While the government says it recently has begun targeting some big spenders, mailing notices to tens of thousands of people they say may have underpaid their taxes, few believe officials have truly become aggressive.
"It's not really that difficult to chase down the tax dodgers," said Mecklai, the consulting firm CEO. "It's just a matter of putting the machinery in place."
So why isn't the government doing that?
The answers range from sheer incompetence to corrupt tax bureaucrats to a political class accustomed to making vast wealth on the side, and unlikely to do anything that might jeopardize its ill-gotten gains.
Certainly the Indian public sees official corruption as a major part of the equation.
"Of course I don't pay all my taxes," said a New Delhi businessman who spoke on condition he not be named because he was admitting to breaking the law. "Why should I pay my taxes while the politicians are getting richer and richer every day?"
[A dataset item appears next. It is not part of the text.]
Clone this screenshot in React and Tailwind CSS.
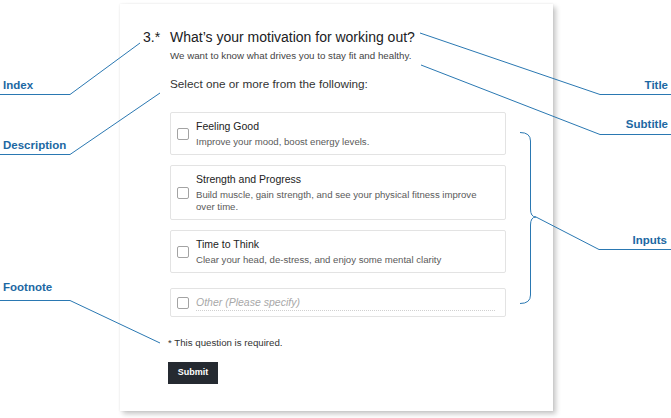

Such talk is, experts say, the most commonly heard rationale for tax evasion, one entrenched by decades of political corruption and waves of official scandals.
But it doesn't explain everything. Iyer, the Ernst & Young tax expert, notes that the culture of tax-avoidance runs deep in India. She points particularly to the way buyers and sellers of real estate openly discuss how much of the price will be paid in "white" declared money, and how much will be paid under the table in "black."
"No one thinks of it as something to be ashamed about," she said. "In a country of holier-than-thou's, no one thinks that it's a blatant lie" to cheat on your taxes.
Embarrassment, she said, may be what India needs most of all.
"The moment this society establishes a stigma to it, I think you'd see a change."